Mini Review of Bailey's Paul Through Mediterranean Eyes by Averil McHaffie*

The section in Paul Through Mediterranean Eyes on 1 Corinthians 14:33-40 (pages 409 – 418) is excellent. As it is illegal to copy it, I will try to give a summary of the most important parts.

Kenneth Bailey finds it strange that 1 Corinthians 14 should prevent all women from speaking when Paul has started this section on what women should wear when they are speaking in chapter 11. He also makes the point that in the early church there were prominent women like Priscilla, who, with her husband Aquilla, taught Apollos. Paul lived with them for a year. Would Paul turn round and stop her from speaking without a full explanation?

 He also mentions Phoebe who he says held the office of deacon and most likely was a minister in the church in Cenchreae, the harbor of Corinth.

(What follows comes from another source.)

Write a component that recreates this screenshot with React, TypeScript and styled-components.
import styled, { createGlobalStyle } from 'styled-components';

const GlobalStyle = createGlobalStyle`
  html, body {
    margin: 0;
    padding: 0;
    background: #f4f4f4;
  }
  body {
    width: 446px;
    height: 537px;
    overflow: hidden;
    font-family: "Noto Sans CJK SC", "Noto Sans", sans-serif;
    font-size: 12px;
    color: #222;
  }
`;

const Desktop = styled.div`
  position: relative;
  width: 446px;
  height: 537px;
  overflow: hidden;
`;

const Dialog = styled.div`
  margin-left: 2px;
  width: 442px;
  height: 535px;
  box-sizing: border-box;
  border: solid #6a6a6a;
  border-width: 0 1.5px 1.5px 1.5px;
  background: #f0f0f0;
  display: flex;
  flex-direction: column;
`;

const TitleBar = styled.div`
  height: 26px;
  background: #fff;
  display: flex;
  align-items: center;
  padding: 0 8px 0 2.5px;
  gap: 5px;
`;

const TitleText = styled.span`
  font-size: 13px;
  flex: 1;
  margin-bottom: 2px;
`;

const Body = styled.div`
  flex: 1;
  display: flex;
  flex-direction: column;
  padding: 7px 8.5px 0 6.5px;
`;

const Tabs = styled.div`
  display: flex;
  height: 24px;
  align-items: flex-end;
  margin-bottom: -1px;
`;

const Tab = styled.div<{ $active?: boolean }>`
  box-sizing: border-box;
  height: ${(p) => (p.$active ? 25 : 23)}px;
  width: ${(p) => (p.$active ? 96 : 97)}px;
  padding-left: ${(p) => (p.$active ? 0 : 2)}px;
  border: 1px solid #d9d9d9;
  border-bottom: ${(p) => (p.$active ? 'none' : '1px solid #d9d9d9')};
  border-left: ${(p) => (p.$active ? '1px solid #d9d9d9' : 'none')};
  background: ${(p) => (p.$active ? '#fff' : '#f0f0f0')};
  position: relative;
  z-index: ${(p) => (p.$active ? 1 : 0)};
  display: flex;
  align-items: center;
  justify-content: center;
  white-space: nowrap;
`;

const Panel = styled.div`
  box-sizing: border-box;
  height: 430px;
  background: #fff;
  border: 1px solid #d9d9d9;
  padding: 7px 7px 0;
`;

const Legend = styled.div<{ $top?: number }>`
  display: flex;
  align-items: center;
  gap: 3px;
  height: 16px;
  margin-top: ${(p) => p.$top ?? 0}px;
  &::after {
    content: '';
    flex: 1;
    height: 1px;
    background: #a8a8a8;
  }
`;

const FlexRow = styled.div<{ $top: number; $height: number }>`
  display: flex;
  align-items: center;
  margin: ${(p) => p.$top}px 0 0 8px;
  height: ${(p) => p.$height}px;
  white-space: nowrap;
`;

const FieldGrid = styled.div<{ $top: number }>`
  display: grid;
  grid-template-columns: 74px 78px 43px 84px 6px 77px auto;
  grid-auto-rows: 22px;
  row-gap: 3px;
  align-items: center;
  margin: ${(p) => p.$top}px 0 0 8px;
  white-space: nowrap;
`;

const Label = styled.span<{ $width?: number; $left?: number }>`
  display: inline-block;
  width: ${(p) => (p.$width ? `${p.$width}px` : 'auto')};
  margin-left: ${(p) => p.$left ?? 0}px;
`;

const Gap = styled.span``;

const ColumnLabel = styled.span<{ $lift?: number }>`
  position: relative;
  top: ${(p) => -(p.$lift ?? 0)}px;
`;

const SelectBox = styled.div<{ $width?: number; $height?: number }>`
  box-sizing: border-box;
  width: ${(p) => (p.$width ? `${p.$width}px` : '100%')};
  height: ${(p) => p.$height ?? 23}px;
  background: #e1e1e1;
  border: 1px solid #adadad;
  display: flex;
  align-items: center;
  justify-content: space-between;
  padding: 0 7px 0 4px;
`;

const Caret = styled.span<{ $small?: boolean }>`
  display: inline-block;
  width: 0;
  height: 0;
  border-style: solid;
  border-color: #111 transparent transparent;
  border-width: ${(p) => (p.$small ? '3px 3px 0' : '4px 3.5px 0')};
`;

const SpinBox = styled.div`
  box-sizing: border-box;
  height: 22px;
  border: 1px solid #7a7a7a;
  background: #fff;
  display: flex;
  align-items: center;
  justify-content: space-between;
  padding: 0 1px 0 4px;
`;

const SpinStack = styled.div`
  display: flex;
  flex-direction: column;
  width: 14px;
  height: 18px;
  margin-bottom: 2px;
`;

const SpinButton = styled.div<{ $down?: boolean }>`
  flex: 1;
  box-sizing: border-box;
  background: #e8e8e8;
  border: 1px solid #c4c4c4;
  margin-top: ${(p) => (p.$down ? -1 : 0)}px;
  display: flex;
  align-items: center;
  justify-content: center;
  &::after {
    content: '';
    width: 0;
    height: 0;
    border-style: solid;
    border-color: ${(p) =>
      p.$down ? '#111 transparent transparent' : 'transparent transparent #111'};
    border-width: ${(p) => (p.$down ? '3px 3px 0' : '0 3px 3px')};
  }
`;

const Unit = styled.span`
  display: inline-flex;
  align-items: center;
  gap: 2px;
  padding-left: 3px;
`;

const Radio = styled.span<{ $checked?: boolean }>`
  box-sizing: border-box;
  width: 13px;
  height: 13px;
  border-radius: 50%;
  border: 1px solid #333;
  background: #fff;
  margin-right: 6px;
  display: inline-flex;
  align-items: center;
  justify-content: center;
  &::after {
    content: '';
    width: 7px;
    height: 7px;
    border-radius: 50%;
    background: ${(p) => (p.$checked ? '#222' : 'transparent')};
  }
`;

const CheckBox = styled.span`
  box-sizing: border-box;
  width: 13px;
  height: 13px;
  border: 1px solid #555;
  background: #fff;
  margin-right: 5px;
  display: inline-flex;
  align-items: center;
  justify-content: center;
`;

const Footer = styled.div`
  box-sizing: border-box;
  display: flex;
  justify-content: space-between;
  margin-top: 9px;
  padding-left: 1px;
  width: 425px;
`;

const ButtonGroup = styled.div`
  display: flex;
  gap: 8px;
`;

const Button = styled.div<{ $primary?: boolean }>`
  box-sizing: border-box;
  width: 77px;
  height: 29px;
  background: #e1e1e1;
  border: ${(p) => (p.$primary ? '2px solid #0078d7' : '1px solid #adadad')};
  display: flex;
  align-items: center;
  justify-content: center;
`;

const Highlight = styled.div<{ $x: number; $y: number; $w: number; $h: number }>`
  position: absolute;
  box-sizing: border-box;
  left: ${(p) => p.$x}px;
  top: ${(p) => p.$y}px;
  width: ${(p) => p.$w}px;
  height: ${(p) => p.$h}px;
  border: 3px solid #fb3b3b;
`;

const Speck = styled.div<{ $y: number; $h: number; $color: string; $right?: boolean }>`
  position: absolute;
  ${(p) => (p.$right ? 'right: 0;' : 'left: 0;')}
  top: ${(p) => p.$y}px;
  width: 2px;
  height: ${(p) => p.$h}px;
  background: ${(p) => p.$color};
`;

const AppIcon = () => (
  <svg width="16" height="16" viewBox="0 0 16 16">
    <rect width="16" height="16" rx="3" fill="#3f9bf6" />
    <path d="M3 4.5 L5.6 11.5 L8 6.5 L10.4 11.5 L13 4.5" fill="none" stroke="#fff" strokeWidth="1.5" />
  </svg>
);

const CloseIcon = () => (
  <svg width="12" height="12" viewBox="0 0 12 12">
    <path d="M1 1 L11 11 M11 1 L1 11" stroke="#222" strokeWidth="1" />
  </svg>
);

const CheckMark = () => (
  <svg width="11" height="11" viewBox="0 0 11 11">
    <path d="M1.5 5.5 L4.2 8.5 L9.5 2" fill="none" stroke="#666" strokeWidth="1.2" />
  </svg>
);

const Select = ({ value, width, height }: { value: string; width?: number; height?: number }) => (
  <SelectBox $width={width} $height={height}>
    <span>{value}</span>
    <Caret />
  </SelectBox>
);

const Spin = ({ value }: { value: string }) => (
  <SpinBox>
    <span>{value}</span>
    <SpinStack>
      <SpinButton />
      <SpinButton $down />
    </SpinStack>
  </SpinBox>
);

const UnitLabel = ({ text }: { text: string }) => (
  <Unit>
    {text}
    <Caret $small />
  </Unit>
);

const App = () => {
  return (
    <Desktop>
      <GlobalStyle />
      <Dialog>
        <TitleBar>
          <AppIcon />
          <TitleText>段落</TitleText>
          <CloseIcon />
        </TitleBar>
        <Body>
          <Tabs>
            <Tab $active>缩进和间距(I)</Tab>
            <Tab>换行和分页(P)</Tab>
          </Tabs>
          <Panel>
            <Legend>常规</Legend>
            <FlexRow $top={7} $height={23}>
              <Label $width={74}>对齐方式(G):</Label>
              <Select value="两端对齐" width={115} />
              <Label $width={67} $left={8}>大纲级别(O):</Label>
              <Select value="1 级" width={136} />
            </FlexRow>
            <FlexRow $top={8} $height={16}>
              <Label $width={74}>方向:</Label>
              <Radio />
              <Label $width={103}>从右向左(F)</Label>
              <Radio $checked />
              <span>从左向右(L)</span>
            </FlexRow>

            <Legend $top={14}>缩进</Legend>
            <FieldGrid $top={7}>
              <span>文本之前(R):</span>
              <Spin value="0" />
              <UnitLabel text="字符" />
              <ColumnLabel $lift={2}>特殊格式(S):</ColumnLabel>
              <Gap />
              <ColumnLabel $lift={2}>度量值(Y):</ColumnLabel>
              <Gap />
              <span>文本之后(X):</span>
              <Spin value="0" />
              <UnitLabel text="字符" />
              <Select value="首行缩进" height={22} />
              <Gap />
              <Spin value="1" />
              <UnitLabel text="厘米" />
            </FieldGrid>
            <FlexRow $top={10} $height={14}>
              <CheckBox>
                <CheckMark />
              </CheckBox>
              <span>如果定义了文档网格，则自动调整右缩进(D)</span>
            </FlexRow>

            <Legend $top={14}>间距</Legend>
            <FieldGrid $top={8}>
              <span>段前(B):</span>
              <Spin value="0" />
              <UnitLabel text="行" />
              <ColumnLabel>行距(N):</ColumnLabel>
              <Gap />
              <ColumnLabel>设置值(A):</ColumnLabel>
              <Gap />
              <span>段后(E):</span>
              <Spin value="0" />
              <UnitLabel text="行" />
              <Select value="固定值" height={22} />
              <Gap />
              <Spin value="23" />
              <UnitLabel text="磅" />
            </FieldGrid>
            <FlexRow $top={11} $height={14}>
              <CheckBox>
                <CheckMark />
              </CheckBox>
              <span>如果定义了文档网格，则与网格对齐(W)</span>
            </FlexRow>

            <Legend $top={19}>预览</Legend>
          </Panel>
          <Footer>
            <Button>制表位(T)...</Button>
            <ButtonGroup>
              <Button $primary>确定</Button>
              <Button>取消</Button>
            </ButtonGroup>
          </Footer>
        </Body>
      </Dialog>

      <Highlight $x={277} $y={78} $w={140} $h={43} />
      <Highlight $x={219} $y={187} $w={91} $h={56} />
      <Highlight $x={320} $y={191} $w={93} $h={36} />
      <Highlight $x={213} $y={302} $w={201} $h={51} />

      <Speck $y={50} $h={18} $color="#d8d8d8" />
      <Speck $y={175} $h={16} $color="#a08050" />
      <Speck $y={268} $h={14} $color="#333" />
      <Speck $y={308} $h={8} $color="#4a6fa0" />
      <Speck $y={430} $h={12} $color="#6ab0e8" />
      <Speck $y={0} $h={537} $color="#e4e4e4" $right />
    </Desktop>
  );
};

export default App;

Luke was a companion of Paul on some of his journeys and he is the one who recorded in the Gospels the wealthy high-class women who funded Jesus and his travelling band.  He also records the Song of Mary, Jesus’ mother. In Acts, Luke mentions Peter’s speech where he quoted Joel, “your sons and your daughters shall prophesy”. Kenneth Bailey recommends Thistelton’s book: First Epistle to the Corinthians (NIGTC), as a very good guide on the whole of this topic.

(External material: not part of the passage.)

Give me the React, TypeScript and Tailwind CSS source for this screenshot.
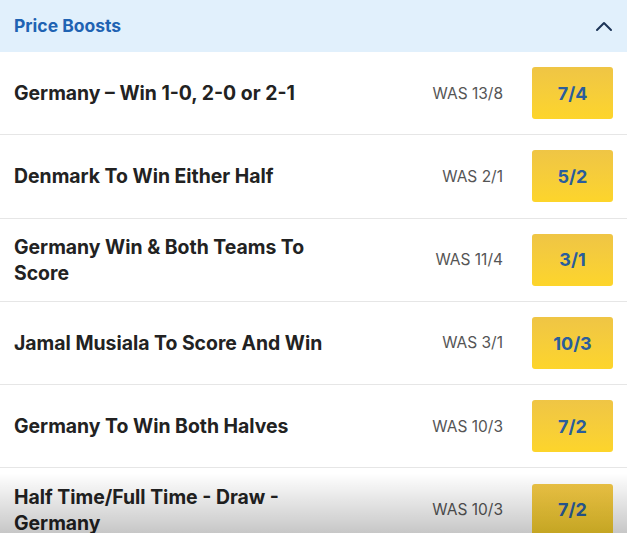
import React from "react";

const rows = [
  { title: "Germany – Win 1-0, 2-0 or 2-1", was: "WAS 13/8", odds: "7/4" },
  { title: "Denmark To Win Either Half", was: "WAS 2/1", odds: "5/2" },
  { title: "Germany Win & Both Teams To Score", was: "WAS 11/4", odds: "3/1" },
  { title: "Jamal Musiala To Score And Win", was: "WAS 3/1", odds: "10/3" },
  { title: "Germany To Win Both Halves", was: "WAS 10/3", odds: "7/2" },
  { title: "Half Time/Full Time - Draw - Germany", was: "WAS 10/3", odds: "7/2" },
];

export default function App() {
  return (
    <div
      className="relative w-[627px] h-[533px] overflow-hidden bg-white"
      style={{ fontFamily: "Inter, 'Noto Sans', sans-serif" }}
    >
      <div className="flex h-[52px] items-center justify-between bg-[#e1f0fc] pl-[14px] pr-[14px]">
        <span className="text-[17.5px] font-bold text-[#1f63b3]">Price Boosts</span>
        <svg width="18" height="12" viewBox="0 0 18 12" fill="none">
          <path d="M2 10 L9 3 L16 10" stroke="#1d3557" strokeWidth="2" strokeLinecap="round" strokeLinejoin="round" />
        </svg>
      </div>
      <div className="flex flex-col">
        {rows.map((r, i) => (
          <div
            key={i}
            className="flex h-[83.3px] shrink-0 items-center border-b border-[#e6e6e6] pl-[14px] pr-[14px]"
          >
            <div className="flex-1">
              <div className="max-w-[330px] text-[19.4px] font-bold leading-[26px] text-[#222]">
                {r.title}
              </div>
            </div>
            <span className="mr-[29px] text-[15.5px] text-[#555]">{r.was}</span>
            <div className="flex h-[52px] w-[81px] items-center justify-center rounded-[3px] bg-gradient-to-b from-[#efc545] to-[#fdd52a] text-[18px] font-bold text-[#2a5d9c]">
              {r.odds}
            </div>
          </div>
        ))}
      </div>
      <div className="pointer-events-none absolute bottom-0 left-0 right-0 h-[60px] bg-gradient-to-b from-transparent to-[#00000038]" />
    </div>
  );
}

Kenneth quotes Ben Witherington: “It should be recognized that what an individual says to correct an error cannot be taken as a full or definitive statement of his views on a particular subject.” Kenneth Bailey then goes on to say that the section on talking in chapter 14 must be correcting a specific error in the church in Corinth.

He believes the key to this is the perhaps found in the composition of the church in Corinth. It was a large cosmopolitan city with commerce flowing through it from different directions. Manufacturing was extensive and the workforce large. Greek was their only common language although many of them may have had only enough Greek to function in their work. Women may well have been at home with again only a little knowledge of Greek and the languages spoken at home would be numerous.

He says: “Added to this was the problem of accent. Often when a public speaker is functioning in a second language, even when the speaker is fluent, there can be great difficulty in communication due to accent”.  When the speaker cannot be easily understood a buzz of chattering can break out when the audience ask each other what was said.  He goes on to say: “The first verses of Luke’s Gospel are a single polished sentence of thirty-nine words. I am sure the wives of illiterate dock workers would not have been able to comprehend that sentence. A few Greek words , enough to buy food in the market, were likely the limit of their Greek vocabulary”.

Kenneth Bailey has had experience, in the Middle East, of teaching intelligent but uneducated women and found their attention span very short. He believes this may have been another problem causing the women to ask questions. In his experience, teaching in the Middle East, he has observed a university professor turning to write on the board and immediately there is a hubbub of speaking. Students are verbalizing what they have heard and this is quite normal.

Paul lists three groups of people who were disturbing worship. The male and female prophets are told not to all talk at once. The male and female speakers in tongues are told to be silent unless there is someone to interpret. The married women with Christian husbands are told not to ask questions during the worship and ask their husbands at home about what was said and be silent in church.